Subsequent Polish governments have slowly recognised the key role of entrepreneurship as an opportunity for young people to become economically active and for the country’s economic development. Entrepreneurship appears to be the most promising way to reduce the economic burden of a ‘Poland of welfare recipients’ on the development of the country. It is one of the main factors contributing to endogenous growth, in helping to reduce the dependence of local situations on the vagaries of international markets and foreign investors.

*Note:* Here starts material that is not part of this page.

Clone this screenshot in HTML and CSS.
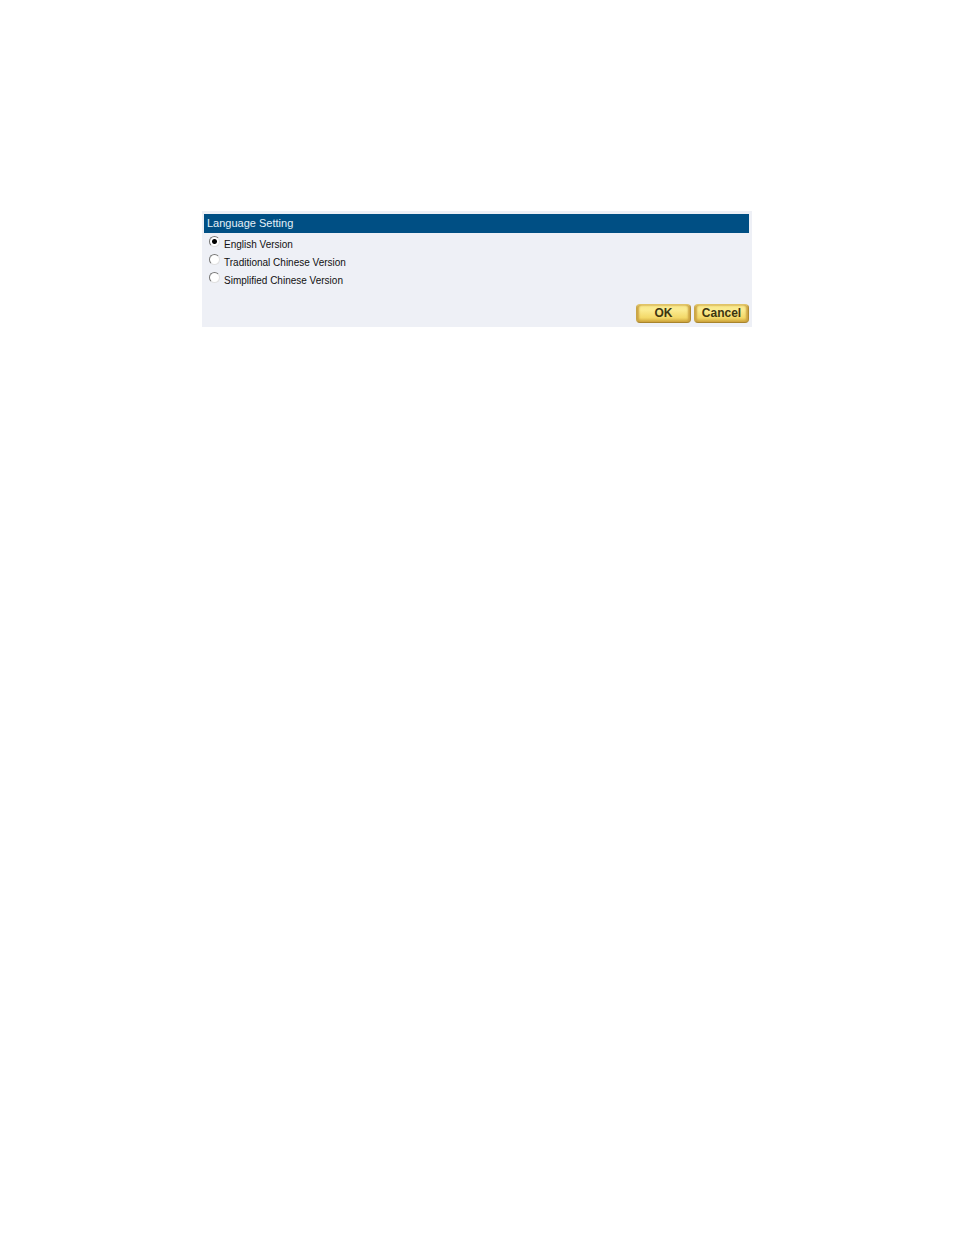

Although policy initiatives to support youth entrepreneurship have been stimulated more by demographic pressure than by the anticipation of policy problems, some types of ideas and programmes seem to have been well received and are likely to remain in place for years to come. For instance, the idea of establishing an Academic Incubator of Entrepreneurship in each secondary school and offering young graduates an opportunity to test their entrepreneurial ideas in such a supportive environment has been well received. Thanks to a greater organisational density and increased maturity of business support organisations, it is also more likely that policies to offer real assistance and not just financial subsidies will prove effective and less prone to exploitation by special interests. Finally, Poland’s accession to the EU in May 2004 has made additional resources available to the Polish government, which will fuel innovative public policies in future years.


Main organisation responsible for this programme: Ministry of Work and Social Policy



Case Doradcy, Evaluation of progress of SPO WKP, Warsaw, CASE Foundation, September 2005.

Drozdowski, R. and Matczak, P. (ed.), Samozatrudnienie. Raport z Badań [Self-employment, Research Report], Warsaw, PARP, 2004.

Ministerstwo Gospodarki i Pracy [Ministry of Economy], Przedsiebiorczosc w Polsce [Entrepreneurship in Poland], Warsaw, Czerwiec, 2004.

Ministerstwo Pracy i Polityki Społecznej, Informacja o realizacji programu aktywizacji zawodowej absolwentow ‘Pierwszy biznes’ [Information on the implementation of the First Business programme], Warsaw, March 2006.